AIM OF THE EXERCISE:
Where a line of the material contains the string "React", copy that line.

>> begin INFORMATION SHOWN

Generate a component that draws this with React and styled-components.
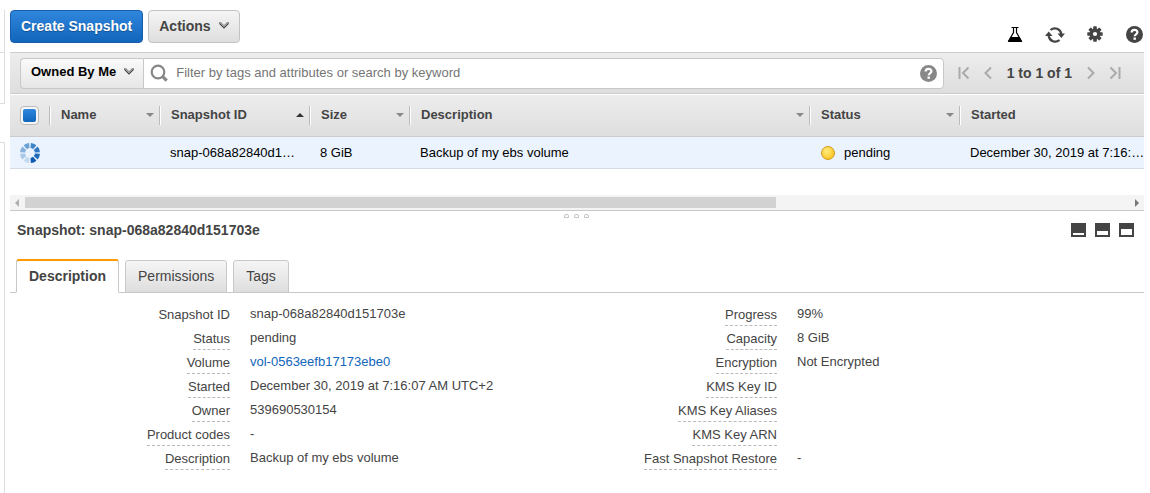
import React from "react";
import styled, { createGlobalStyle, css } from "styled-components";

const GlobalStyle = createGlobalStyle`
  *, *::before, *::after { box-sizing: border-box; }
  body {
    margin: 0;
    background: #fff;
    color: #444;
    font: 13px/16px "Liberation Sans", Arial, sans-serif;
  }
  button, input { font-family: inherit; }
`;

const Page = styled.div`
  display: flex;
  gap: 5px;
  min-height: 100vh;
  padding-right: 6px;
`;

const NavEdge = styled.aside`
  display: flex;
  flex-direction: column;
  flex: 0 0 5px;
  padding-top: 10px;
`;

const NavBlock = styled.div`
  height: ${(p) => p.$height};
  flex: ${(p) => (p.$fill ? "1" : "none")};
  margin-top: ${(p) => (p.$fill ? "38px" : "0")};
  border-right: 1px solid #ddd;
  border-top: ${(p) => (p.$fill ? "1px solid #ddd" : "0")};
  border-bottom: ${(p) => (p.$fill ? "0" : "1px solid #ddd")};
`;

const Main = styled.main`
  flex: 1;
  min-width: 0;
`;

const TopBar = styled.header`
  display: flex;
  gap: 5px;
  height: 52px;
  padding-top: 10px;
`;

const Button = styled.button`
  display: flex;
  align-items: center;
  gap: 8px;
  height: 33px;
  padding: 0 10px 2px;
  border: 1px solid #c3c3c3;
  border-radius: 4px;
  background: linear-gradient(#f5f5f5, #dedede);
  color: #444;
  font-size: 14px;
  font-weight: bold;
  white-space: nowrap;
  ${(p) =>
    p.$primary &&
    css`
      border-color: #1a5ca8;
      background: linear-gradient(#2f86dd, #1166bb);
      color: #fff;
      text-shadow: 0 1px 1px rgba(0, 0, 0, 0.3);
    `}
`;

const TopIcons = styled.div`
  display: flex;
  gap: 20px;
  margin-left: auto;
  padding: 14px 1px 0 0;
`;

const IconButton = styled.button`
  display: flex;
  align-items: center;
  justify-content: center;
  width: ${(p) => p.$width || 20}px;
  height: 20px;
  padding: 0;
  border: 0;
  background: none;
  color: ${(p) => p.$color || "#444"};
`;

const Toolbar = styled.section`
  display: flex;
  align-items: center;
  height: 42px;
  padding: 0 19px 0 10px;
  border: solid #ccc;
  border-width: 1px 0;
  background: linear-gradient(#ededed, #dedede);
`;

const OwnerButton = styled.button`
  display: flex;
  align-items: center;
  gap: 8px;
  height: 31px;
  padding: 0 9px 4px 10px;
  border: 1px solid #c8c8c8;
  border-right: 0;
  border-radius: 4px 0 0 4px;
  background: linear-gradient(#fafafa, #e6e6e6);
  color: #000;
  font-size: 13px;
  font-weight: bold;
  white-space: nowrap;
`;

const SearchBox = styled.div`
  display: flex;
  flex: 1;
  align-items: center;
  gap: 8px;
  height: 31px;
  padding: 0 4px 0 6px;
  border: 1px solid #c8c8c8;
  border-radius: 0 4px 4px 0;
  background: #fff;
`;

const SearchInput = styled.input`
  flex: 1;
  min-width: 0;
  height: 28px;
  padding: 0 0 2px;
  border: 0;
  outline: 0;
  background: none;
  color: #444;
  font-size: 13px;
  &::placeholder { color: #757575; opacity: 1; }
`;

const Pager = styled.nav`
  display: flex;
  align-items: center;
  gap: 4px;
  padding-left: 10px;
`;

const PageCount = styled.span`
  padding: 0 5px;
  font-size: 14px;
  font-weight: bold;
  white-space: nowrap;
`;

const TableScroller = styled.div`
  overflow: hidden;
`;

const Table = styled.table`
  width: calc(100% + 3px);
  table-layout: fixed;
  border-collapse: separate;
  border-spacing: 0;
`;

const Col = styled.col`
  width: ${(p) => (p.$width ? `${p.$width}px` : "auto")};
`;

const HeadCell = styled.th`
  height: 43px;
  padding: 0 0 1px;
  border-top: 1px solid #fff;
  border-bottom: 1px solid #ccc;
  background: linear-gradient(#ededed, #dedede);
  text-align: left;
`;

const HeadInner = styled.div`
  display: flex;
  align-items: center;
  justify-content: space-between;
  height: 19px;
  padding: 0 5px ${(p) => (p.$first ? 0 : 1)}px ${(p) => (p.$first ? 10 : 11)}px;
  border-left: ${(p) => (p.$first ? "0" : "1px solid #bbb")};
  box-shadow: ${(p) => (p.$first ? "none" : "inset 1px 0 #fff")};
`;

const SortArrow = styled.span`
  border: solid transparent;
  border-width: 0 4px;
  ${(p) =>
    p.$up
      ? css`border-bottom: 4px solid #333;`
      : css`border-top: 4px solid #888;`}
`;

const Checkbox = styled.input`
  appearance: none;
  width: 19px;
  height: 19px;
  margin: 0;
  border: 1px solid #bbb;
  border-radius: 4px;
  background: #f6f6f6;
  &:checked::before {
    content: "";
    display: block;
    height: 13px;
    margin: 2px;
    border-radius: 2px;
    background: linear-gradient(#2f86dd, #1166bb);
  }
`;

const Cell = styled.td`
  height: 32px;
  padding: 0 ${(p) => (p.$last ? 0 : 12)}px 0 ${(p) => (p.$icon ? 10 : 11)}px;
  overflow: hidden;
  border-bottom: 1px solid #d5dbe3;
  background: #eaf3fe;
  color: #000;
  text-overflow: ellipsis;
  white-space: nowrap;
  svg { display: block; }
`;

const StatusText = styled.span`
  display: flex;
  align-items: center;
  gap: 9px;
`;

const StatusDot = styled.span`
  width: 14px;
  height: 14px;
  margin-left: 1px;
  border: 1px solid #d19a1c;
  border-radius: 50%;
  background: radial-gradient(circle at 40% 35%, #ffec80, #fdc92c 70%, #eda81a);
`;

const ScrollBar = styled.div`
  display: flex;
  align-items: center;
  gap: 6px;
  height: 16px;
  margin-top: 26px;
  padding: 0 5px;
  border-bottom: 1px solid #c8c8c8;
  background: #f4f4f4;
`;

const ScrollTrack = styled.div`
  flex: 1;
  height: 11px;
`;

const ScrollThumb = styled.div`
  width: 68%;
  height: 100%;
  background: #d2d2d2;
`;

const ScrollArrow = styled.span`
  border: solid transparent;
  border-width: 4px 0;
  ${(p) =>
    p.$right
      ? css`border-left: 4px solid #777;`
      : css`border-right: 4px solid #b0b0b0;`}
`;

const Grip = styled.div`
  display: flex;
  justify-content: center;
  gap: 5px;
  height: 7px;
  padding: 3px 2px 0 0;
`;

const GripDot = styled.span`
  width: 5px;
  height: 4px;
  border: 1px solid #c4c4c4;
  border-radius: 2px 2px 0 0;
`;

const DetailHeader = styled.div`
  display: flex;
  align-items: center;
  justify-content: space-between;
  height: 24px;
  padding: 0 10px 0 7px;
`;

const DetailTitle = styled.h2`
  margin: 0;
  font-size: 14px;
  line-height: 18px;
`;

const PaneButtons = styled.div`
  display: flex;
  gap: 9px;
`;

const PaneButton = styled.button`
  display: flex;
  align-items: flex-end;
  width: 15px;
  height: 14px;
  padding: 2px;
  border: 0;
  background: #444;
  &::after {
    content: "";
    width: 11px;
    height: ${(p) => p.$fill}px;
    background: #fff;
  }
`;

const Tabs = styled.div`
  display: flex;
  align-items: flex-end;
  gap: 6px;
  height: 51px;
  padding-left: 6px;
  border-bottom: 1px solid #c8c8c8;
`;

const Tab = styled.button`
  height: 33px;
  margin-bottom: -1px;
  padding: 0 12px 2px;
  border: 1px solid #c8c8c8;
  border-radius: 3px 3px 0 0;
  background: linear-gradient(#f5f5f5, #dedede);
  color: #444;
  font-size: 14px;
  ${(p) =>
    p.$active &&
    css`
      height: 34px;
      border-top: 2px solid #f90;
      border-bottom-color: #fff;
      background: #fff;
      font-weight: bold;
    `}
`;

const Details = styled.div`
  display: grid;
  grid-template-columns: 1fr 1fr;
  padding: 9px 40px 20px 0;
`;

const DetailList = styled.dl`
  display: grid;
  grid-template-columns: 220px 1fr;
  grid-auto-rows: 24px;
  column-gap: 20px;
  margin: 0;
`;

const Term = styled.dt`
  justify-self: end;
  height: 24px;
  padding-top: 5px;
  border-bottom: ${(p) => (p.$plain ? "0" : "1px dashed #bbb")};
  white-space: nowrap;
`;

const Value = styled.dd`
  margin: 0;
  padding-top: 4px;
  white-space: nowrap;
`;

const Link = styled.a`
  color: #1166bb;
  text-decoration: none;
`;

const Chevron = () => (
  <svg width="10" height="7" viewBox="0 0 10 7" aria-hidden="true">
    <path d="M0 0h2l3 3 3-3h2v2L5 7 0 2z" fill="#999" />
    <path d="M.5 1.5 5 6l4.500-4.500" fill="none" stroke="#444" strokeWidth="1" />
  </svg>
);

const FlaskIcon = () => (
  <svg width="16" height="16" viewBox="0 0 16 16" aria-hidden="true">
    <path d="M4.500 1.500h7M6.500 1.500v5L2 14.500h12L9.500 6.500v-5" fill="none" stroke="currentColor" strokeWidth="1.200" />
    <path d="M3.500 11h9l2.800 5H.7z" fill="currentColor" />
  </svg>
);

const RefreshIcon = () => (
  <svg width="20" height="17" viewBox="0 0 20 17" aria-hidden="true">
    <path d="M5.500 4A6.500 6.500 0 0 1 16.300 8M14.500 14A6.500 6.500 0 0 1 3.700 10" fill="none" stroke="currentColor" strokeWidth="2.200" />
    <path d="M12.500 7.500H20L16.300 12zM0 10h7.500L3.700 5.500z" fill="currentColor" />
  </svg>
);

const GearIcon = () => (
  <svg width="16" height="16" viewBox="0 0 16 16" aria-hidden="true">
    <g fill="currentColor">
      {[0, 45, 90, 135].map((a) => (
        <rect key={a} x="6.200" y="0.300" width="3.600" height="15.400" rx=".6" transform={`rotate(${a} 8 8)`} />
      ))}
      <circle cx="8" cy="8" r="5.500" />
    </g>
    <circle cx="8" cy="8" r="2.100" fill="#fff" />
  </svg>
);

const HelpIcon = () => (
  <svg width="17" height="17" viewBox="0 0 17 17" aria-hidden="true">
    <circle cx="8.500" cy="8.500" r="8.500" fill="currentColor" />
    <path d="M5.600 6.500C5.600 3 11.400 3 11.400 6.300c0 2-2.700 2-2.700 4" fill="none" stroke="#fff" strokeWidth="2.200" />
    <rect x="7.500" y="11.500" width="2.400" height="2.300" fill="#fff" />
  </svg>
);

const SearchIcon = () => (
  <svg width="18" height="18" viewBox="0 0 18 18" aria-hidden="true">
    <circle cx="8" cy="8" r="6.300" fill="none" stroke="#888" strokeWidth="2.200" />
    <path d="m12.700 12.700 4 4" stroke="#888" strokeWidth="3.200" />
  </svg>
);

const PagerIcon = ({ end, flip }) => (
  <svg width="12" height="14" viewBox="0 0 12 14" aria-hidden="true">
    <path
      d={end ? "M1.500 1v12M10.500 1.500 5 7l5.500 5.500" : "M9 1.500 3.500 7 9 12.500"}
      fill="none"
      stroke="currentColor"
      strokeWidth="2"
      transform={flip ? "translate(12 0) scale(-1 1)" : undefined}
    />
  </svg>
);

const spinnerColors = [
  "#3f86c8", "#3079c2", "#1f6bb8", "#0f5bb0",
  "#c3daef", "#a8c8e8", "#86b1dd", "#6ba0d4",
];

const Spinner = () => (
  <svg width="20" height="20" viewBox="0 0 20 20" role="img" aria-label="Loading">
    {spinnerColors.map((color, i) => (
      <path key={color} d="M7 .5Q10-.6 13 .5L11.400 5.300Q10 4.800 8.600 5.300z" fill={color} transform={`rotate(${i * 45 + 22.5} 10 10)`} />
    ))}
  </svg>
);

const columns = [
  { label: "Name", width: 110 },
  { label: "Snapshot ID", width: 150, sorted: true },
  { label: "Size", width: 100 },
  { label: "Description", width: 400 },
  { label: "Status", width: 150 },
  { label: "Started" },
];

const leftDetails = [
  ["Snapshot ID", "snap-068a82840d151703e"],
  ["Status", "pending"],
  ["Volume", "vol-0563eefb17173ebe0"],
  ["Started", "December 30, 2019 at 7:16:07 AM UTC+2"],
  ["Owner", "539690530154"],
  ["Product codes", "-"],
  ["Description", "Backup of my ebs volume"],
];

const rightDetails = [
  ["Progress", "99%"],
  ["Capacity", "8 GiB"],
  ["Encryption", "Not Encrypted"],
  ["KMS Key ID", ""],
  ["KMS Key Aliases", ""],
  ["KMS Key ARN", ""],
  ["Fast Snapshot Restore", "-"],
];

const DetailColumn = ({ items }) => (
  <DetailList>
    {items.map(([term, value]) => (
      <React.Fragment key={term}>
        <Term $plain={term === "Snapshot ID"}>{term}</Term>
        <Value>{term === "Volume" ? <Link href="#volume">{value}</Link> : value}</Value>
      </React.Fragment>
    ))}
  </DetailList>
);

export default function App() {
  return (
    <Page>
      <GlobalStyle />
      <NavEdge>
        <NavBlock $height="43px" />
        <NavBlock $height="51px" />
        <NavBlock $fill />
      </NavEdge>
      <Main>
        <TopBar>
          <Button $primary>Create Snapshot</Button>
          <Button>Actions <Chevron /></Button>
          <TopIcons>
            <IconButton $color="#000" aria-label="Experiments"><FlaskIcon /></IconButton>
            <IconButton aria-label="Refresh"><RefreshIcon /></IconButton>
            <IconButton aria-label="Settings"><GearIcon /></IconButton>
            <IconButton $width={18} aria-label="Help"><HelpIcon /></IconButton>
          </TopIcons>
        </TopBar>

        <Toolbar>
          <OwnerButton>Owned By Me <Chevron /></OwnerButton>
          <SearchBox>
            <SearchIcon />
            <SearchInput aria-label="Filter snapshots" placeholder="Filter by tags and attributes or search by keyword" />
            <IconButton $color="#888" aria-label="Search help"><HelpIcon /></IconButton>
          </SearchBox>
          <Pager aria-label="Pages">
            <IconButton $color="#aaa" aria-label="First page"><PagerIcon end /></IconButton>
            <IconButton $color="#aaa" aria-label="Previous page"><PagerIcon /></IconButton>
            <PageCount>1 to 1 of 1</PageCount>
            <IconButton $color="#aaa" aria-label="Next page"><PagerIcon flip /></IconButton>
            <IconButton $color="#aaa" aria-label="Last page"><PagerIcon end flip /></IconButton>
          </Pager>
        </Toolbar>

        <TableScroller>
          <Table>
            <colgroup>
              <Col $width={39} />
              {columns.map((c) => <Col key={c.label} $width={c.width} />)}
            </colgroup>
            <thead>
              <tr>
                <HeadCell>
                  <HeadInner $first>
                    <Checkbox type="checkbox" defaultChecked aria-label="Select all" />
                  </HeadInner>
                </HeadCell>
                {columns.map((c) => (
                  <HeadCell key={c.label}>
                    <HeadInner>
                      {c.label}
                      {c.width && <SortArrow $up={c.sorted} />}
                    </HeadInner>
                  </HeadCell>
                ))}
              </tr>
            </thead>
            <tbody>
              <tr>
                <Cell $last $icon><Spinner /></Cell>
                <Cell />
                <Cell>snap-068a82840d151703e</Cell>
                <Cell>8 GiB</Cell>
                <Cell>Backup of my ebs volume</Cell>
                <Cell><StatusText><StatusDot />pending</StatusText></Cell>
                <Cell $last>December 30, 2019 at 7:16:07 AM UTC+2</Cell>
              </tr>
            </tbody>
          </Table>
        </TableScroller>

        <ScrollBar aria-hidden="true">
          <ScrollArrow />
          <ScrollTrack><ScrollThumb /></ScrollTrack>
          <ScrollArrow $right />
        </ScrollBar>
        <Grip aria-hidden="true"><GripDot /><GripDot /><GripDot /></Grip>

        <DetailHeader>
          <DetailTitle>Snapshot: snap-068a82840d151703e</DetailTitle>
          <PaneButtons>
            <PaneButton $fill={2} aria-label="Minimize details" />
            <PaneButton $fill={4} aria-label="Split view" />
            <PaneButton $fill={6} aria-label="Maximize details" />
          </PaneButtons>
        </DetailHeader>
        <Tabs role="tablist">
          <Tab role="tab" aria-selected="true" $active>Description</Tab>
          <Tab role="tab" aria-selected="false">Permissions</Tab>
          <Tab role="tab" aria-selected="false">Tags</Tab>
        </Tabs>
        <Details>
          <DetailColumn items={leftDetails} />
          <DetailColumn items={rightDetails} />
        </Details>
      </Main>
    </Page>
  );
}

>> end INFORMATION SHOWN

FINISHED EXERCISE:
Generate a component that draws this with React and styled-components.
import React from "react";
      <React.Fragment key={term}>
      </React.Fragment>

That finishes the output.